Enig's stated purpose for this book is to provide accurate information; she comments that popular works on fats, and sometimes even technical works, are frequently inaccurate. She provides a lot of technical information here, including a brief catalog of the food sources of fats and oils.
Her main points may perhaps be stated this way:
Recommendations often are made about how much fat and what kind of fat to eat. These may advise a certain percentage of calories from fat and specify proportions of the different categories of fatty acids (saturated, monounsaturated, polyunsaturated, and trans fats). What data are these recommendations based on?
For researchers to discover the relationship between fat and disease, or any other effects of fat, they must first be able to measure the amount of fat in individual diets. To do this, they need food tables of the fat content of natural foods such as meats, nuts, and fish. They also need information on the fat content on processed foods, of the kind that would appear on a food label.
Enig gives evidence that researchers have had neither accurate food tables nor accurate labels. As a lipid (fats and oils) biochemist at the University of Maryland's Lipids Research Laboratory, Enig's work included the laboratory analysis of common foods. (Appended to the book are the University of Maryland's tables of the fat analysis of dairy foods, oils, nuts, seeds, meats, and fish.) From her experience, Enig remarks that the food tables that have been used to give dietary advice are incorrect, outdated, and never revised for accuracy.
And when her lab analyzed processed foods and compared the analyses to the labels, food labels were found to be wildly inaccurate and misleading, often specifically in a way in which the only possible conclusion would be that the food processing company was hiding trans fat.
Why is this important? Hidden trans fat is not a minor matter. Some 50% of the calories most of us eat are from processed foods. The fat in today's processed foods are almost entirely the vegetable oils: corn, soybean, canola, and cottonseed.
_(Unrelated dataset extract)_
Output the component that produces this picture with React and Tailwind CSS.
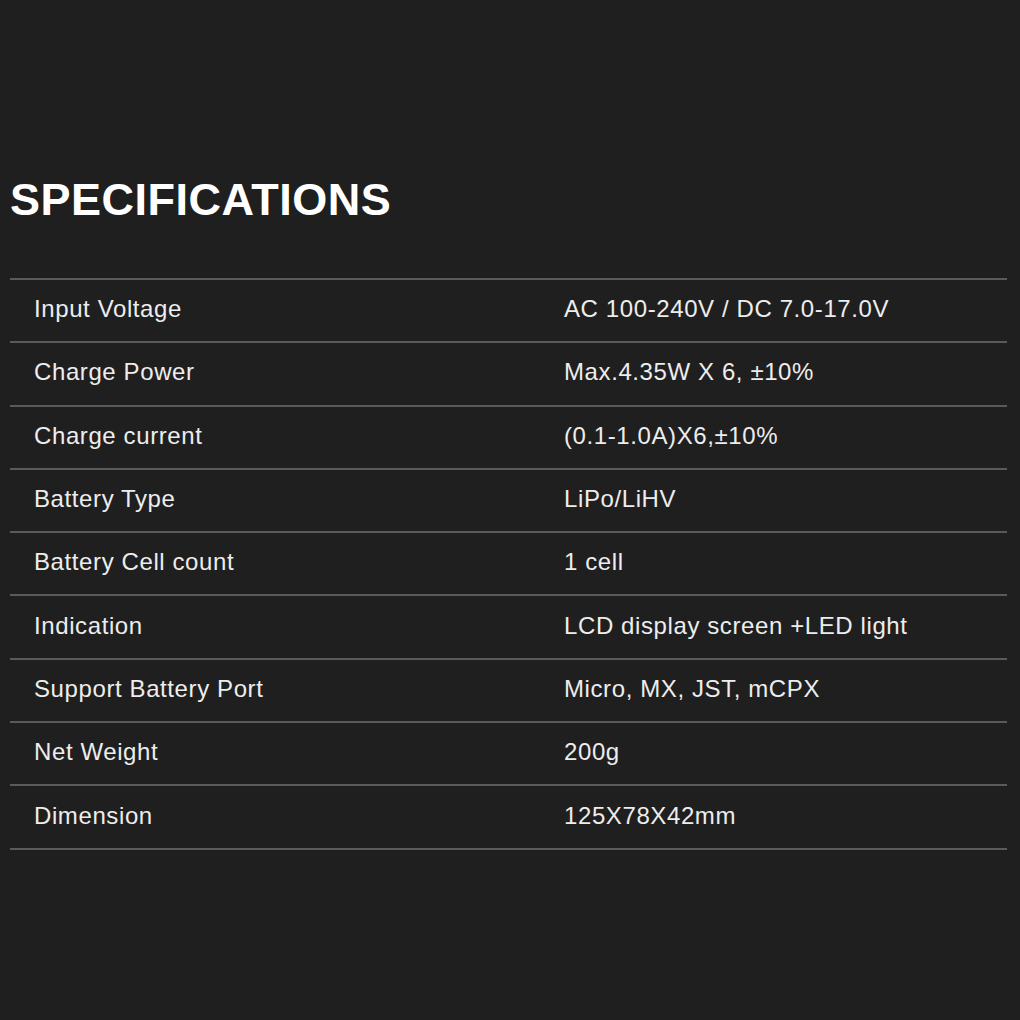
const rows = [
  ["Input Voltage", "AC 100-240V / DC 7.0-17.0V"],
  ["Charge Power", "Max.4.35W X 6, ±10%"],
  ["Charge current", "(0.1-1.0A)X6,±10%"],
  ["Battery Type", "LiPo/LiHV"],
  ["Battery Cell count", "1 cell"],
  ["Indication", "LCD display screen +LED light"],
  ["Support Battery Port", "Micro, MX, JST, mCPX"],
  ["Net Weight", "200g"],
  ["Dimension", "125X78X42mm"],
];

export default function App() {
  return (
    <div
      className="w-[1020px] h-[1020px] bg-[#1f1f1f] text-[#ededed] overflow-hidden"
      style={{ fontFamily: '"Liberation Sans", Arial, sans-serif' }}
    >
      <div className="pt-[177px] pl-[10px]">
        <h1 className="text-[45px] leading-[45px] font-bold text-white tracking-[0.5px]">
          SPECIFICATIONS
        </h1>
      </div>
      <div className="mt-[56px] ml-[10px] w-[997px] border-t-2 border-[#5a5a5a]">
        {rows.map(([k, v]) => (
          <div
            key={k}
            className="grid grid-cols-[530px_1fr] items-center h-[63.3px] border-b-2 border-[#5a5a5a] pl-[24px] pb-[3px] text-[24px] tracking-[0.6px]"
          >
            <div>{k}</div>
            <div>{v}</div>
          </div>
        ))}
      </div>
    </div>
  );
}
Enig writes that 70% of the vegetable oils in processed foods are partially hydrogenated, and partially hydrogenated vegetable oils contain up to 60% trans fat.
Thus the amount of trans fat in a realistic American diet must be large, at least 42% of all of the fat from processed foods.
There is no substitute for the information found in Know Your Fats. Unfortunately, however, it is not particularly user-friendly. It is neither wholly a popular book--it is too dry--nor wholly a reference book--it is too difficult to find specific information. It is almost like notes for a more user-friendly book that could have been written.
The Fats of Life by Caroline Pond—which has a completely different purpose and does not give advice on diet—is much clearer on how fats are used in the body.
However, I recommend Know Your Fats highly for what can be found nowhere else.